Date: Sat, 09 May 2020 09:07:54 +0300

> Date: Fri, 8 May 2020 16:55:59 -0300
> From: Nicolas Bertolo <address@hidden>
> 
> I have ported the feature/native-comp branch to Windows. I have tested my 
> changes in Windows 10 x64 with
> Mingw64 GCC 10.0. Other architectures or compilers should work, but it may be 
> necessary to adjust the
> code a little bit.

Great news, thank you for working on this.

> As I said above other architectures or compilers should work, but it may be 
> necessary to change the code
> that generates calls to setjmp(), since there are many ways to do it. An 
> option would be to copy what the
> setjmp.h header does, but I do not think it is a good idea. The proper fix 
> would be to use autoconf to detect it
> somehow.

Could you elaborate why this is an issue, and what exactly are the
details that need to be adapted to a different setjmp implementation?

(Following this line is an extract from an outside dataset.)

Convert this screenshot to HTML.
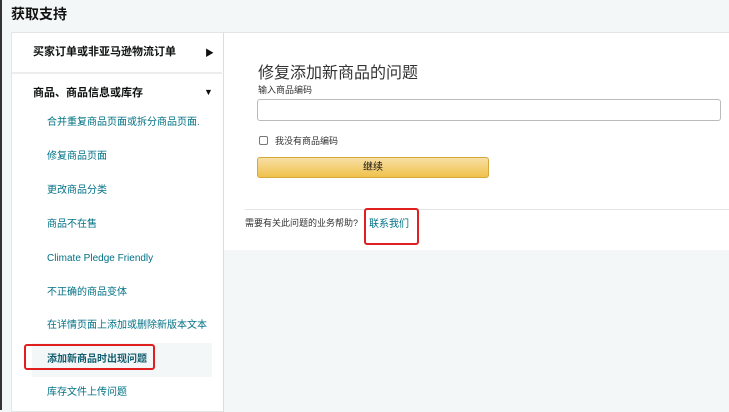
<!DOCTYPE html>
<html><head><meta charset="utf-8"><style>
*{margin:0;padding:0;box-sizing:border-box}
body{width:729px;height:410px;overflow:hidden;background:#f4f7f7;font-family:"Liberation Sans","Noto Sans CJK SC",sans-serif;position:relative;color:#0f1111}
.a{position:absolute}
.edge{left:0;top:0;width:2px;height:410px;background:#333}
.title{left:11px;top:4px;font-size:14px;font-weight:bold;color:#111;line-height:20px}
.left{left:11px;top:32px;width:213px;height:380px;background:#fff;border:1px solid #e3e6e6;border-right:1px solid #ddd}
.right{left:224px;top:32px;width:505px;height:218px;background:#fff;border-top:1px solid #e3e6e6}
.cat{font-size:11px;font-weight:bold;color:#0f1111;line-height:14px}
.sub{left:47px;font-size:10px;color:#007185;line-height:14px}
.tri{font-size:9px;color:#0f1111}
</style></head><body>
<div class="a edge"></div>
<div class="a title">获取支持</div>
<div class="a left"></div>
<div class="a" style="left:12px;top:72px;width:210px;height:2px;background:#eceeee"></div>
<div class="a cat" style="left:33px;top:45px">买家订单或非亚马逊物流订单</div>
<div class="a tri" style="left:205px;top:46px">▶</div>
<div class="a cat" style="left:33px;top:86px">商品、商品信息或库存</div>
<div class="a tri" style="left:204px;top:87px">▼</div>
<div class="a sub" style="top:116px">合并重复商品页面或拆分商品页面.</div>
<div class="a sub" style="top:150px">修复商品页面</div>
<div class="a sub" style="top:184px">更改商品分类</div>
<div class="a sub" style="top:218px">商品不在售</div>
<div class="a sub" style="top:252px">Climate Pledge Friendly</div>
<div class="a sub" style="top:286px">不正确的商品变体</div>
<div class="a sub" style="top:319px">在详情页面上添加或删除新版本文本</div>
<div class="a" style="left:32px;top:343px;width:180px;height:34px;background:#f4f7f7"></div>
<div class="a sub" style="top:353px;font-weight:bold;color:#0f5c6e">添加新商品时出现问题</div>
<div class="a" style="left:24px;top:344px;width:131px;height:26px;border:2px solid #e02020;border-radius:3px"></div>
<div class="a sub" style="top:386px">库存文件上传问题</div>
<div class="a right"></div>
<div class="a" style="left:258px;top:64px;font-size:16px;color:#333;line-height:20px">修复添加新商品的问题</div>
<div class="a" style="left:258px;top:83px;font-size:9px;color:#333">输入商品编码</div>
<div class="a" style="left:257px;top:99px;width:464px;height:22px;border:1px solid #bbb;border-radius:3px;background:#fff"></div>
<div class="a" style="left:259px;top:136px;width:9px;height:9px;border:1px solid #777;border-radius:2px;background:#fff"></div>
<div class="a" style="left:275px;top:134px;font-size:9px;color:#333">我没有商品编码</div>
<div class="a" style="left:257px;top:157px;width:232px;height:21px;border:1px solid #d4a93a;border-radius:3px;background:linear-gradient(#f7dfa5,#f0c14b);font-size:10px;text-align:center;line-height:19px;color:#111">继续</div>
<div class="a" style="left:245px;top:209px;width:484px;height:1px;background:#e3e6e6"></div>
<div class="a" style="left:245px;top:216px;font-size:9px;color:#333">需要有关此问题的业务帮助?</div>
<div class="a" style="left:369px;top:215px;font-size:10px;color:#007185">联系我们</div>
<div class="a" style="left:364px;top:208px;width:55px;height:37px;border:2px solid #e02020;border-radius:3px"></div>
</body></html>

Also, did you try compiling the modified code with the 32-bit MinGW64
compiler?

> Another issue is that the “emacs_dir” environment variable needs to be set 
> quite early in the initialization
> process. I do not know enough about the Emacs internals to make the proper 
> changes for that, so I just
> added a dirty hack.

Why is this a problem for the native-compile version?

> There is a remaining issue involving the environment in which emacs runs. The 
> libgccjit likes to run in a
> Mingw64 environment, so it can find the assembler, linker, etc.

What do you mean by Mingw64 environment?  Do you mean the MSYS
environment, i.e. the one that uses Bash and can run Unix shell
scripts?  If so, why is that needed?  Compiler passes are native
Windows programs, not MSYS programs.  Is this something special to how
libgccjit was ported to MinGW?

> This is means that Emacs needs to run in a pseudo-Unix
> environment. I don’t like this since this environment would be
> propagated to other processes launched by Emacs, and they may not
> like this.

This should be fixed, but I don't think I understand enough to propose
the way of fixing it.

> I have thought about a simple fix to this but I haven’t implemented it yet. 
> The Emacs process that needs to
> run in a Mingw64 environment is actually the subprocess that performs the 
> compilation, not the main
> process that runs the editor. So my idea is to run this subprocess through a 
> small script that setups the
> environment that libgccjit expects without polluting the Emacs environment. 

I think describing the environment and the need for having it in this
case will be a significant first step towards resolving the problems.

> Subject: [PATCH 4/6] Handle LISP_WORDS_ARE_POINTERS and
>  CHECK_LISP_OBJECT_TYPE.
> 
> * src/comp.c: Introduce the Lisp_X, Lisp_Word, and Lisp_Word_tag
> types. These types are used instead of long or long long. Use
> emacs_int_type and emacs_uint_types where appropriate.
> (emit_coerce): Add special logic that handles the case when
> Lisp_Object is a struct. This is necessary for handling the
> --enable-check-lisp-object-type configure option.
> 
> * src/lisp.h: Since libgccjit does not support opaque unions, change
> Lisp_X to be struct. This is done to ensure that the same types are
> used in the same binary. It is probably unnecessary since only a
> pointer to it is used.

Is this specific to MS-Windows?  If so, what is the MS-Windows
specific aspects of native compilation that require this?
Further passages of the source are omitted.